Proving abs(x-y) < ε for all ε>0 in Real Analysis

[mb55113]

Prove that abs(x-y) < ε for all ε>0, then x=y.

I really do not know how to start this... I have tried to do the contra positive which would be If x does not equal y, then there exist a ε>0 such that abs(x-y) >= ε. Can someone help me and lead me to the right direction.

 

[jgens]

Here's how I might approach the problem. Given any two real numbers $x,y \in \mathbb{R}$ we clearly have that $x-y \in \mathbb{R}$ and similarly that $|x-y| \in \mathbb{R}$. Now, suppose that $|x-y| > 0$, can you see how this imediately results in a contradiction? What does this contradiction suggest about the value of $|x-y|$?

 

[jgens]

However, if you want to prove the contrapositive, you could do it this way. Pick any two real numbers $x,y$ such that $x-y \neq 0$. Then clearly $|x-y| > 0$. Now, what happens if you choose something like $\varepsilon = \frac{|x-y|}{2}$?

 

[Hurkyl]

If x does not equal y, then there exist a ε>0 such that abs(x-y) >= ε. Can someone help me and lead me to the right direction.

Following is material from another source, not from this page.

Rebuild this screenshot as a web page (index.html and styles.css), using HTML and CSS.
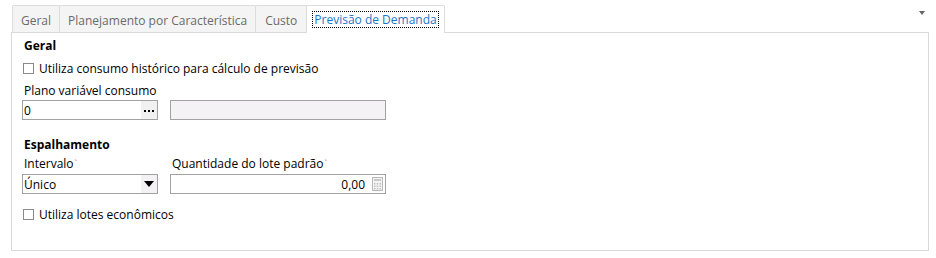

Quick: without thinking, tell me a positive number that is either equal to or less than 5.

 

[mb55113]

Ok...I tried the contrapositive...I think that i got it so suppose that abs(x-y)=m>0. Therefore we make ε=m/2 which makes abs(x-y)=m>(m/2)=ε and therefore we have found an ε>o and which makes abs(x-y)>= ε...is that right?